▶ **Exercise aim**:
Locate the word "this" in the data below, then copy every line that holds it.

▶ **Extracted records**:
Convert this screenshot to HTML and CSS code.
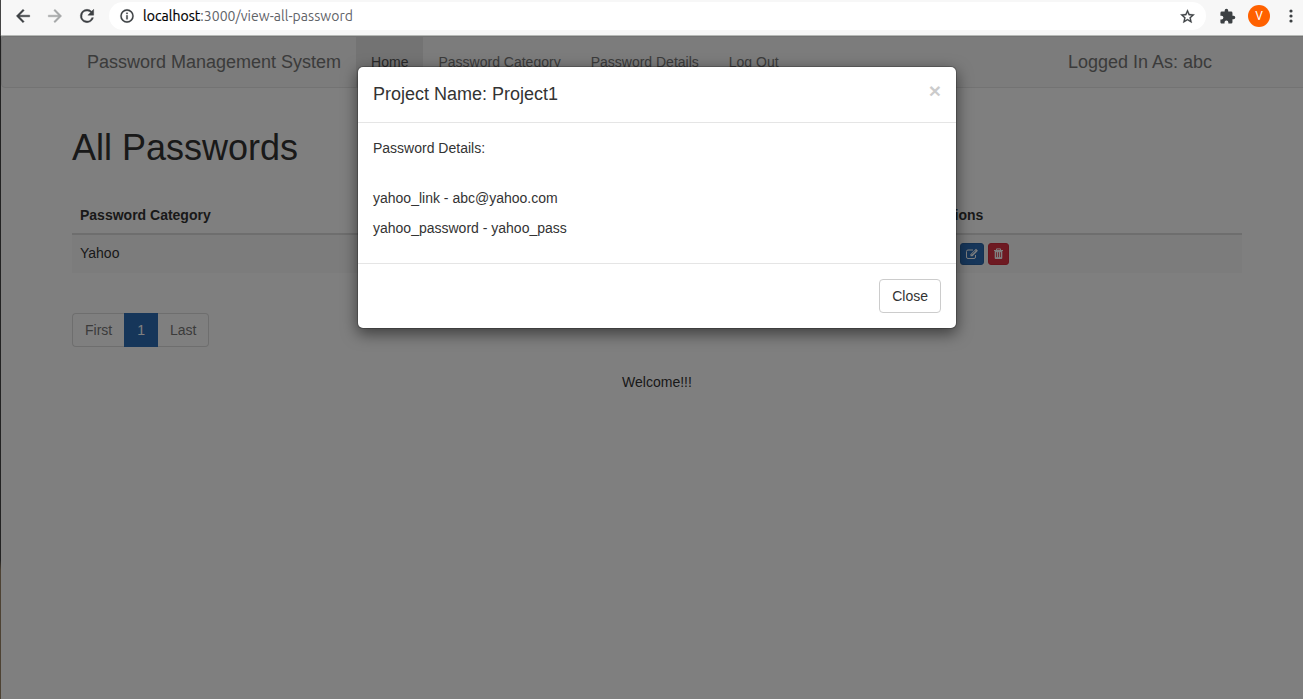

==

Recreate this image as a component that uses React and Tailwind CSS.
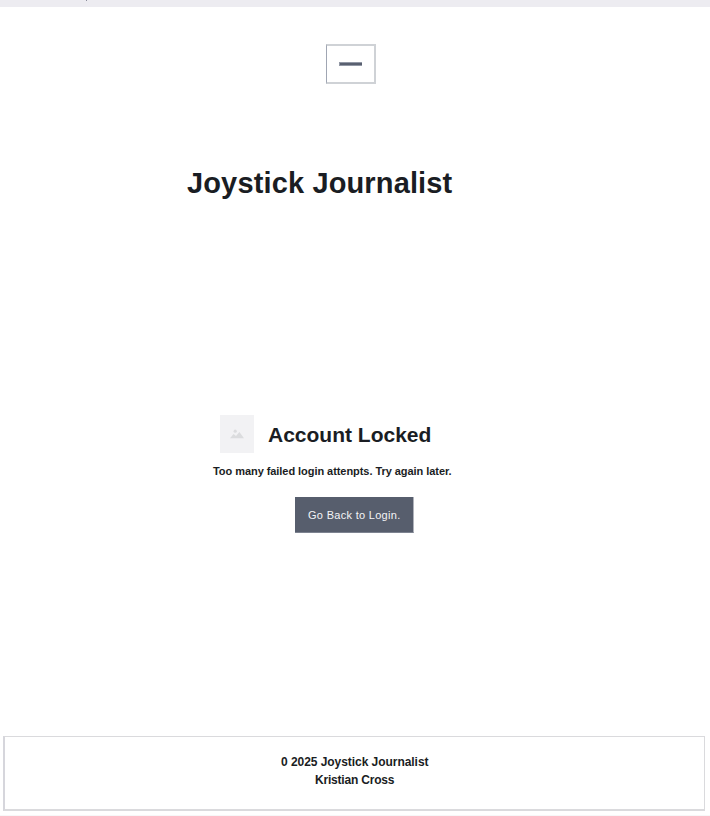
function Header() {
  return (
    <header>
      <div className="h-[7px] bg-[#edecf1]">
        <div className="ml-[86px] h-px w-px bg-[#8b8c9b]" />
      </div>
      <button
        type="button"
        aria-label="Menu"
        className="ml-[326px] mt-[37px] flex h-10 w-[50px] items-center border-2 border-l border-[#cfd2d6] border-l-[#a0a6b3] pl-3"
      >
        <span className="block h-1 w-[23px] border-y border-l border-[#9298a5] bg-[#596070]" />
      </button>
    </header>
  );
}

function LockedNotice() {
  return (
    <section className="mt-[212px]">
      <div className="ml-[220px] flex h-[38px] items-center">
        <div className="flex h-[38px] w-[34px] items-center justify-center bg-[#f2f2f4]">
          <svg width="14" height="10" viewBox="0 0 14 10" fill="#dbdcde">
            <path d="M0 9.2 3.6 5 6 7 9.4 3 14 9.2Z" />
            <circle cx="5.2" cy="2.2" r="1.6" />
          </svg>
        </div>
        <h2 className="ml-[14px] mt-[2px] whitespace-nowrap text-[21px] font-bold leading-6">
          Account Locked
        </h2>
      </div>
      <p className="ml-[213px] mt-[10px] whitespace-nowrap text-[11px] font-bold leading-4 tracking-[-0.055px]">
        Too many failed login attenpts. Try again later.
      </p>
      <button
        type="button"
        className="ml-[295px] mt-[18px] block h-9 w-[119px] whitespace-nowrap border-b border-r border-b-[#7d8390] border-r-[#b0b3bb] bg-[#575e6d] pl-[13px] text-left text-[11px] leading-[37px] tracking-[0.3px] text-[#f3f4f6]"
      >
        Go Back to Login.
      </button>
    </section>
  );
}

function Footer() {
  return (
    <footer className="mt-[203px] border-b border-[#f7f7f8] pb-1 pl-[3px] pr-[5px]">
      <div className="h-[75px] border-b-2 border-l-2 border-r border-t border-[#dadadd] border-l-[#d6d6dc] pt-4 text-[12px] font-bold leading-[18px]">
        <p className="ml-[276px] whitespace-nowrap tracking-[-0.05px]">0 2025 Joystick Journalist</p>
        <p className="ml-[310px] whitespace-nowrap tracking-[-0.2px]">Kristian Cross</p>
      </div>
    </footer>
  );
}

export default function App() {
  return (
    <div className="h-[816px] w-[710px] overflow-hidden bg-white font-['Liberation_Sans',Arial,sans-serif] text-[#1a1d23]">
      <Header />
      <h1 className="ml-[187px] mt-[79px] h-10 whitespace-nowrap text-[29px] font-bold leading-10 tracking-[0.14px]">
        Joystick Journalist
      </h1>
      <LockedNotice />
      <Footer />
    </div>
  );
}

▶ **Exercise response**:
Convert this screenshot to HTML and CSS code.
Recreate this image as a component that uses React and Tailwind CSS.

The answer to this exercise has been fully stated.